**MATERIAL PROVIDED**
- - -
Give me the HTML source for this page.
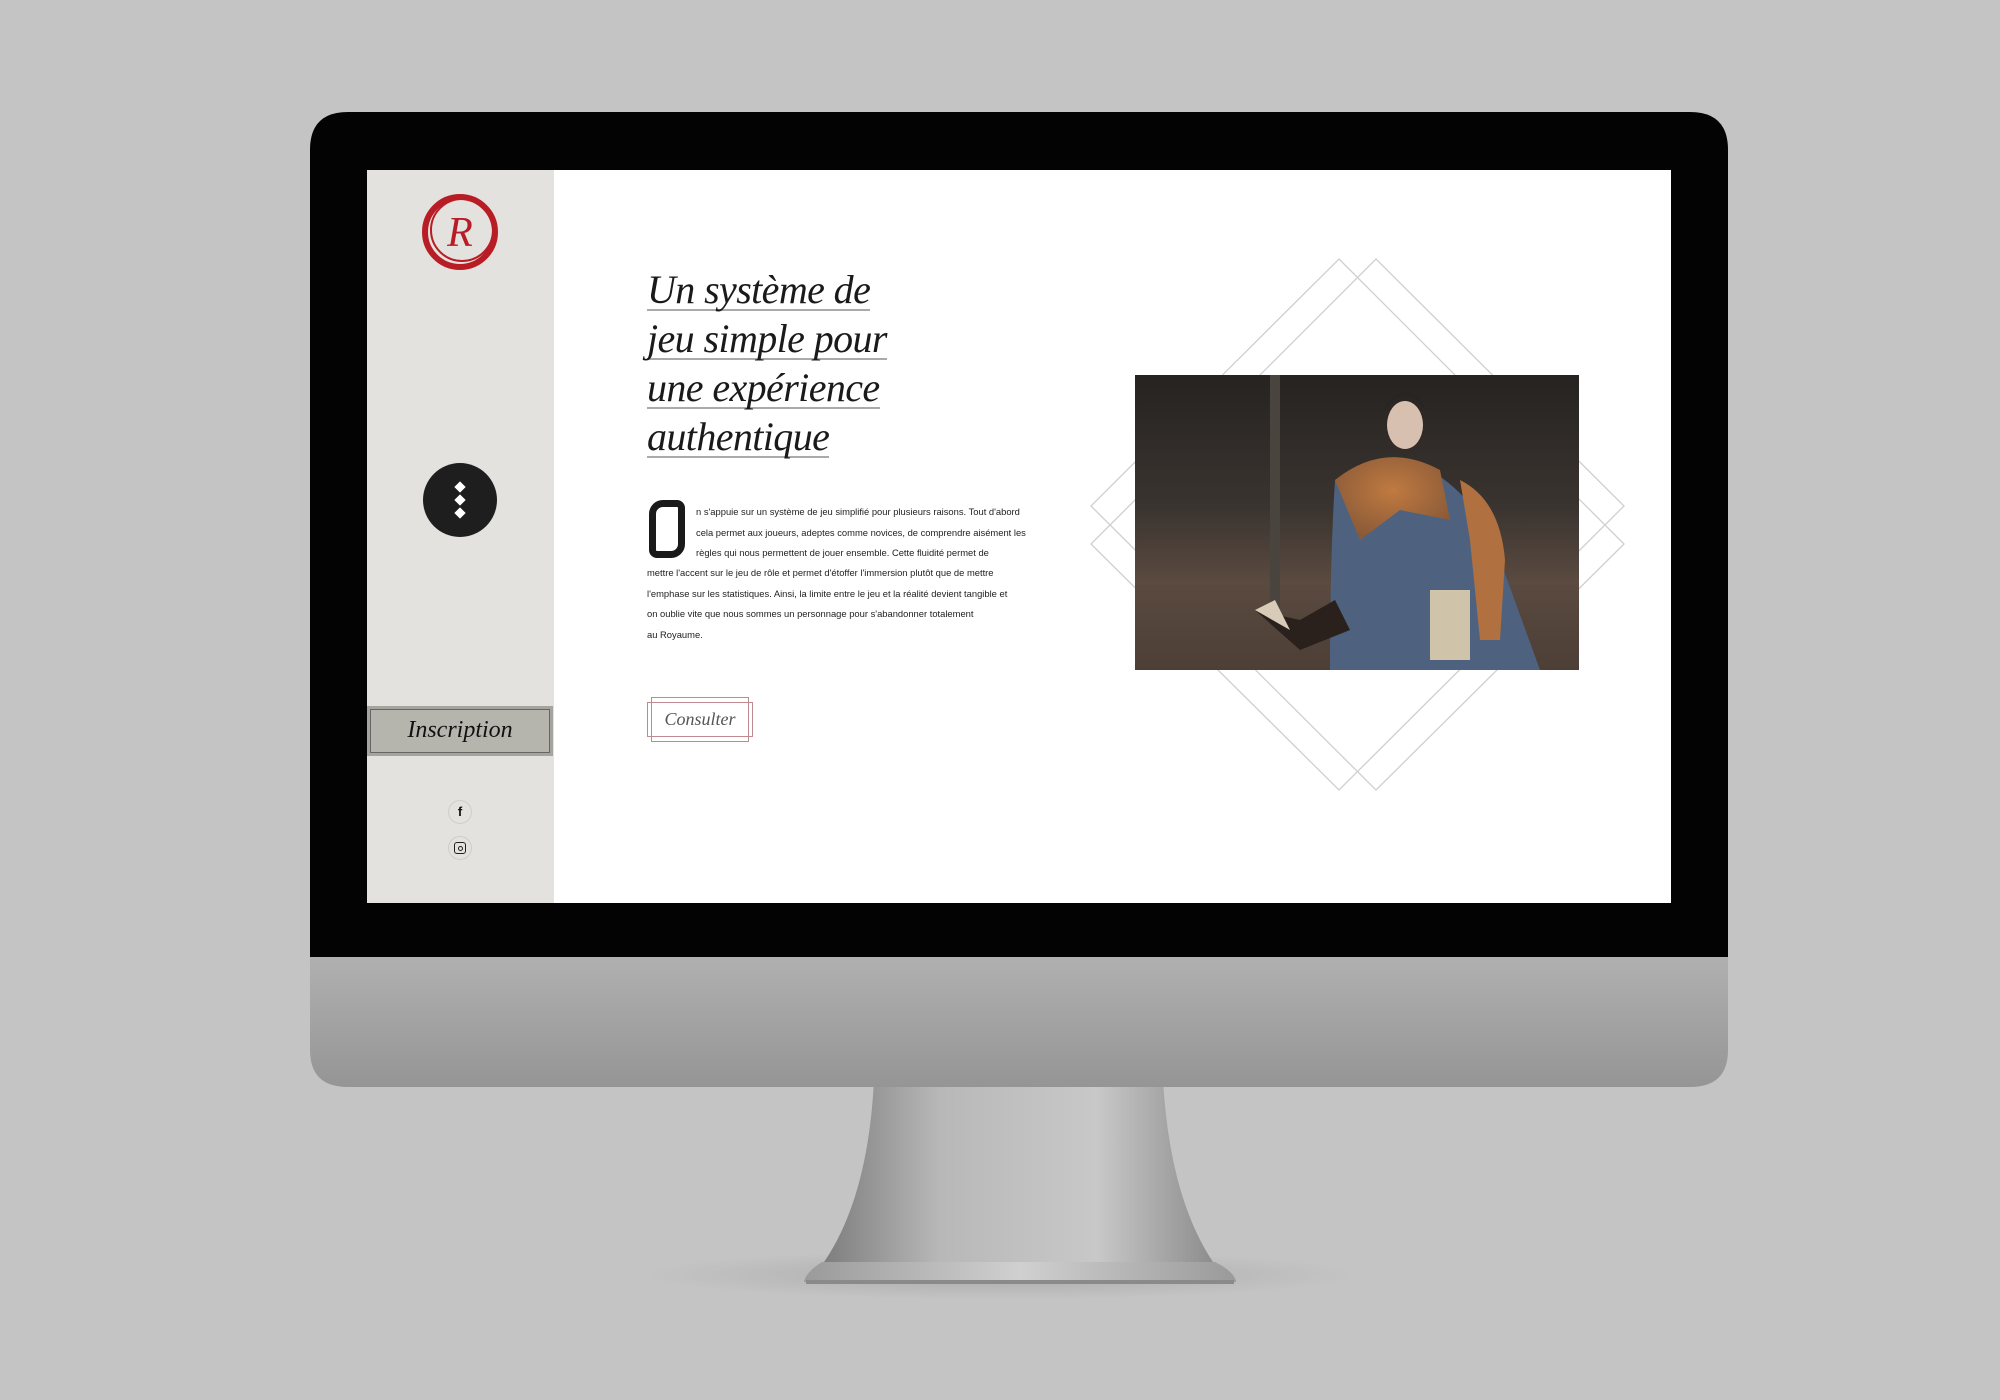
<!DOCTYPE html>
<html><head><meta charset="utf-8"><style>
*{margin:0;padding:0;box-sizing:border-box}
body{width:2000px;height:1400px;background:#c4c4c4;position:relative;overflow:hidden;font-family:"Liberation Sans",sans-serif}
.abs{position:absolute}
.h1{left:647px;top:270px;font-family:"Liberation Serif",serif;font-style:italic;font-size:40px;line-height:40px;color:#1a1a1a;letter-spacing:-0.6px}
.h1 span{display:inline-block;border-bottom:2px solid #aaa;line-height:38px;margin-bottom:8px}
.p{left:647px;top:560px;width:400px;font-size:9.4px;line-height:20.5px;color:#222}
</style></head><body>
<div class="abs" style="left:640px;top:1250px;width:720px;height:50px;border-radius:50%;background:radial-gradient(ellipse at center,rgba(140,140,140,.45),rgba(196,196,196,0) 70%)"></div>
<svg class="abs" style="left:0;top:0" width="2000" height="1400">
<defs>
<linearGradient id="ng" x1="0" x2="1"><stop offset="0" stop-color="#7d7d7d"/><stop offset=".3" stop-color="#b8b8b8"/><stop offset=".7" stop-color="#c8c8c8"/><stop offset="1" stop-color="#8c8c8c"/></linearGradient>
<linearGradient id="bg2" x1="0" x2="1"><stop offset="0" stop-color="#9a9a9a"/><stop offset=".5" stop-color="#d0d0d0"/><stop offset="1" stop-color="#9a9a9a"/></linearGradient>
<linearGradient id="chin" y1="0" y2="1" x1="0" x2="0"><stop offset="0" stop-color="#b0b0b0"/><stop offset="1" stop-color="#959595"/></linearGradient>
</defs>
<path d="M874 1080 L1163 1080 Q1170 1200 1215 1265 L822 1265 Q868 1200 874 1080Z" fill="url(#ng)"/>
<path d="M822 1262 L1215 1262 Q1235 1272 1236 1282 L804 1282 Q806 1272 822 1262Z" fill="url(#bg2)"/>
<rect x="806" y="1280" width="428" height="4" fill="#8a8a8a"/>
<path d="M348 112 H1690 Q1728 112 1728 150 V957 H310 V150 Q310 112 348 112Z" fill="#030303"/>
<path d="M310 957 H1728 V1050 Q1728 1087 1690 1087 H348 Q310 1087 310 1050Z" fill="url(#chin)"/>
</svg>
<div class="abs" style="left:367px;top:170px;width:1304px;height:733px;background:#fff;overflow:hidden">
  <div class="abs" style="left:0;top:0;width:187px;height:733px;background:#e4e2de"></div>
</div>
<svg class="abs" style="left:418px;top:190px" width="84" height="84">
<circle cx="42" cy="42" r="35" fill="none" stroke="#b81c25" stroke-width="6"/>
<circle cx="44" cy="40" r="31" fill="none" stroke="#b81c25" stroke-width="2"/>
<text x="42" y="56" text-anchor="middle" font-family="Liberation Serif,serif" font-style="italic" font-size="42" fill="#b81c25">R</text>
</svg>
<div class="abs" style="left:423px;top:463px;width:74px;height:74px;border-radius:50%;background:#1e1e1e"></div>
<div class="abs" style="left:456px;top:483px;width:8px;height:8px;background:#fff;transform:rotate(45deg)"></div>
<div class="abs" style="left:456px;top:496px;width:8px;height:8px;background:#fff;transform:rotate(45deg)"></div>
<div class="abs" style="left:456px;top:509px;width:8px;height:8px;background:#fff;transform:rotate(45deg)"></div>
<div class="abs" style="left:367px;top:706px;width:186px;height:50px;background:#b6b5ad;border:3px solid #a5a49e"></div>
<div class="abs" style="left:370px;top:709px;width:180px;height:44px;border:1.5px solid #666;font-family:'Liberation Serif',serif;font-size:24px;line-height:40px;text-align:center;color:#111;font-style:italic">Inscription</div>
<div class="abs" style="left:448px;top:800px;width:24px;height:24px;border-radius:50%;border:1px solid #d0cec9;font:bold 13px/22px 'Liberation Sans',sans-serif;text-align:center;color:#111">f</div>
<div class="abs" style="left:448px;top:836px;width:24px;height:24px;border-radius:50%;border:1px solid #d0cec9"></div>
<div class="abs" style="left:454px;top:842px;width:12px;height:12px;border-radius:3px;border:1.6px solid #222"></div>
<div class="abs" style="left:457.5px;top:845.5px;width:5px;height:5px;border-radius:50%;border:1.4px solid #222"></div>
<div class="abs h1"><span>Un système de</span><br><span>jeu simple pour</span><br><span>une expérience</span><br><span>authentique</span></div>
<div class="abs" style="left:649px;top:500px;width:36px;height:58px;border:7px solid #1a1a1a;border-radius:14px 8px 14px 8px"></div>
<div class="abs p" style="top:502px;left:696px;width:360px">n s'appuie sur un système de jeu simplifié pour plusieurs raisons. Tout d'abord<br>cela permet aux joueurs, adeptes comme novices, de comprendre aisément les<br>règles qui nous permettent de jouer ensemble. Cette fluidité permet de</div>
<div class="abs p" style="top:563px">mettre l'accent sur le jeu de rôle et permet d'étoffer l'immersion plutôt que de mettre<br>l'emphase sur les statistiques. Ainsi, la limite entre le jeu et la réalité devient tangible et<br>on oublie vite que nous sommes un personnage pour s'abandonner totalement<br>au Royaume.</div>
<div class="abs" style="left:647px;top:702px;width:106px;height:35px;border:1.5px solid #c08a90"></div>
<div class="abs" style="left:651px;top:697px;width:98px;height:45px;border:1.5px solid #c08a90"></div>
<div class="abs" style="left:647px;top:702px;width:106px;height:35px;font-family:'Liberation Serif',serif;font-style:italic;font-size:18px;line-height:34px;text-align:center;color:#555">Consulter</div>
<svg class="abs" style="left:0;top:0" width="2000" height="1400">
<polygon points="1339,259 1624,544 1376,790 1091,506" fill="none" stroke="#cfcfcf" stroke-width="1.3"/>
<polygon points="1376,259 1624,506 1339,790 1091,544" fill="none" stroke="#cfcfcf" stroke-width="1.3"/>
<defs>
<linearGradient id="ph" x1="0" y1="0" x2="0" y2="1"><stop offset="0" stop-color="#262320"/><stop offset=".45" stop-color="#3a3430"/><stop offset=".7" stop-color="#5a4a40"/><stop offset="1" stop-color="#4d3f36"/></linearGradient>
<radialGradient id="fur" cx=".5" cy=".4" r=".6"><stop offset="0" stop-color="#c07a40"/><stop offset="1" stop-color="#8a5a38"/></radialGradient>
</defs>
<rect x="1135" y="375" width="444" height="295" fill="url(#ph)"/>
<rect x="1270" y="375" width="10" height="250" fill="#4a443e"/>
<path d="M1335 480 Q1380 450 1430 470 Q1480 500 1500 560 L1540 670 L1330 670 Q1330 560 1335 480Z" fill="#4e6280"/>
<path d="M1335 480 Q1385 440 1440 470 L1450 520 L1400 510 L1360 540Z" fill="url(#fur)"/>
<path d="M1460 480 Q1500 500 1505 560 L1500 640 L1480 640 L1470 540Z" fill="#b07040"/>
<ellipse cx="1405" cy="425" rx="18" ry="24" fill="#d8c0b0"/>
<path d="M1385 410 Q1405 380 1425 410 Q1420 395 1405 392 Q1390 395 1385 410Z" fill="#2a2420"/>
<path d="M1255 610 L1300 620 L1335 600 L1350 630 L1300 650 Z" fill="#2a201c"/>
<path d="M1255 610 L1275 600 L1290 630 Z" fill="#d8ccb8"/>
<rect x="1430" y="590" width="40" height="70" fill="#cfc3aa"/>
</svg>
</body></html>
- - -
**SET TASK**
Reproduce the full listing above verbatim, with no pictures included.

**ANSWER BELOW**
Give me the HTML source for this page.
<!DOCTYPE html>
<html><head><meta charset="utf-8"><style>
*{margin:0;padding:0;box-sizing:border-box}
body{width:2000px;height:1400px;background:#c4c4c4;position:relative;overflow:hidden;font-family:"Liberation Sans",sans-serif}
.abs{position:absolute}
.h1{left:647px;top:270px;font-family:"Liberation Serif",serif;font-style:italic;font-size:40px;line-height:40px;color:#1a1a1a;letter-spacing:-0.6px}
.h1 span{display:inline-block;border-bottom:2px solid #aaa;line-height:38px;margin-bottom:8px}
.p{left:647px;top:560px;width:400px;font-size:9.4px;line-height:20.5px;color:#222}
</style></head><body>
<div class="abs" style="left:640px;top:1250px;width:720px;height:50px;border-radius:50%;background:radial-gradient(ellipse at center,rgba(140,140,140,.45),rgba(196,196,196,0) 70%)"></div>
<svg class="abs" style="left:0;top:0" width="2000" height="1400">
<defs>
<linearGradient id="ng" x1="0" x2="1"><stop offset="0" stop-color="#7d7d7d"/><stop offset=".3" stop-color="#b8b8b8"/><stop offset=".7" stop-color="#c8c8c8"/><stop offset="1" stop-color="#8c8c8c"/></linearGradient>
<linearGradient id="bg2" x1="0" x2="1"><stop offset="0" stop-color="#9a9a9a"/><stop offset=".5" stop-color="#d0d0d0"/><stop offset="1" stop-color="#9a9a9a"/></linearGradient>
<linearGradient id="chin" y1="0" y2="1" x1="0" x2="0"><stop offset="0" stop-color="#b0b0b0"/><stop offset="1" stop-color="#959595"/></linearGradient>
</defs>
<path d="M874 1080 L1163 1080 Q1170 1200 1215 1265 L822 1265 Q868 1200 874 1080Z" fill="url(#ng)"/>
<path d="M822 1262 L1215 1262 Q1235 1272 1236 1282 L804 1282 Q806 1272 822 1262Z" fill="url(#bg2)"/>
<rect x="806" y="1280" width="428" height="4" fill="#8a8a8a"/>
<path d="M348 112 H1690 Q1728 112 1728 150 V957 H310 V150 Q310 112 348 112Z" fill="#030303"/>
<path d="M310 957 H1728 V1050 Q1728 1087 1690 1087 H348 Q310 1087 310 1050Z" fill="url(#chin)"/>
</svg>
<div class="abs" style="left:367px;top:170px;width:1304px;height:733px;background:#fff;overflow:hidden">
  <div class="abs" style="left:0;top:0;width:187px;height:733px;background:#e4e2de"></div>
</div>
<svg class="abs" style="left:418px;top:190px" width="84" height="84">
<circle cx="42" cy="42" r="35" fill="none" stroke="#b81c25" stroke-width="6"/>
<circle cx="44" cy="40" r="31" fill="none" stroke="#b81c25" stroke-width="2"/>
<text x="42" y="56" text-anchor="middle" font-family="Liberation Serif,serif" font-style="italic" font-size="42" fill="#b81c25">R</text>
</svg>
<div class="abs" style="left:423px;top:463px;width:74px;height:74px;border-radius:50%;background:#1e1e1e"></div>
<div class="abs" style="left:456px;top:483px;width:8px;height:8px;background:#fff;transform:rotate(45deg)"></div>
<div class="abs" style="left:456px;top:496px;width:8px;height:8px;background:#fff;transform:rotate(45deg)"></div>
<div class="abs" style="left:456px;top:509px;width:8px;height:8px;background:#fff;transform:rotate(45deg)"></div>
<div class="abs" style="left:367px;top:706px;width:186px;height:50px;background:#b6b5ad;border:3px solid #a5a49e"></div>
<div class="abs" style="left:370px;top:709px;width:180px;height:44px;border:1.5px solid #666;font-family:'Liberation Serif',serif;font-size:24px;line-height:40px;text-align:center;color:#111;font-style:italic">Inscription</div>
<div class="abs" style="left:448px;top:800px;width:24px;height:24px;border-radius:50%;border:1px solid #d0cec9;font:bold 13px/22px 'Liberation Sans',sans-serif;text-align:center;color:#111">f</div>
<div class="abs" style="left:448px;top:836px;width:24px;height:24px;border-radius:50%;border:1px solid #d0cec9"></div>
<div class="abs" style="left:454px;top:842px;width:12px;height:12px;border-radius:3px;border:1.6px solid #222"></div>
<div class="abs" style="left:457.5px;top:845.5px;width:5px;height:5px;border-radius:50%;border:1.4px solid #222"></div>
<div class="abs h1"><span>Un système de</span><br><span>jeu simple pour</span><br><span>une expérience</span><br><span>authentique</span></div>
<div class="abs" style="left:649px;top:500px;width:36px;height:58px;border:7px solid #1a1a1a;border-radius:14px 8px 14px 8px"></div>
<div class="abs p" style="top:502px;left:696px;width:360px">n s'appuie sur un système de jeu simplifié pour plusieurs raisons. Tout d'abord<br>cela permet aux joueurs, adeptes comme novices, de comprendre aisément les<br>règles qui nous permettent de jouer ensemble. Cette fluidité permet de</div>
<div class="abs p" style="top:563px">mettre l'accent sur le jeu de rôle et permet d'étoffer l'immersion plutôt que de mettre<br>l'emphase sur les statistiques. Ainsi, la limite entre le jeu et la réalité devient tangible et<br>on oublie vite que nous sommes un personnage pour s'abandonner totalement<br>au Royaume.</div>
<div class="abs" style="left:647px;top:702px;width:106px;height:35px;border:1.5px solid #c08a90"></div>
<div class="abs" style="left:651px;top:697px;width:98px;height:45px;border:1.5px solid #c08a90"></div>
<div class="abs" style="left:647px;top:702px;width:106px;height:35px;font-family:'Liberation Serif',serif;font-style:italic;font-size:18px;line-height:34px;text-align:center;color:#555">Consulter</div>
<svg class="abs" style="left:0;top:0" width="2000" height="1400">
<polygon points="1339,259 1624,544 1376,790 1091,506" fill="none" stroke="#cfcfcf" stroke-width="1.3"/>
<polygon points="1376,259 1624,506 1339,790 1091,544" fill="none" stroke="#cfcfcf" stroke-width="1.3"/>
<defs>
<linearGradient id="ph" x1="0" y1="0" x2="0" y2="1"><stop offset="0" stop-color="#262320"/><stop offset=".45" stop-color="#3a3430"/><stop offset=".7" stop-color="#5a4a40"/><stop offset="1" stop-color="#4d3f36"/></linearGradient>
<radialGradient id="fur" cx=".5" cy=".4" r=".6"><stop offset="0" stop-color="#c07a40"/><stop offset="1" stop-color="#8a5a38"/></radialGradient>
</defs>
<rect x="1135" y="375" width="444" height="295" fill="url(#ph)"/>
<rect x="1270" y="375" width="10" height="250" fill="#4a443e"/>
<path d="M1335 480 Q1380 450 1430 470 Q1480 500 1500 560 L1540 670 L1330 670 Q1330 560 1335 480Z" fill="#4e6280"/>
<path d="M1335 480 Q1385 440 1440 470 L1450 520 L1400 510 L1360 540Z" fill="url(#fur)"/>
<path d="M1460 480 Q1500 500 1505 560 L1500 640 L1480 640 L1470 540Z" fill="#b07040"/>
<ellipse cx="1405" cy="425" rx="18" ry="24" fill="#d8c0b0"/>
<path d="M1385 410 Q1405 380 1425 410 Q1420 395 1405 392 Q1390 395 1385 410Z" fill="#2a2420"/>
<path d="M1255 610 L1300 620 L1335 600 L1350 630 L1300 650 Z" fill="#2a201c"/>
<path d="M1255 610 L1275 600 L1290 630 Z" fill="#d8ccb8"/>
<rect x="1430" y="590" width="40" height="70" fill="#cfc3aa"/>
</svg>
</body></html>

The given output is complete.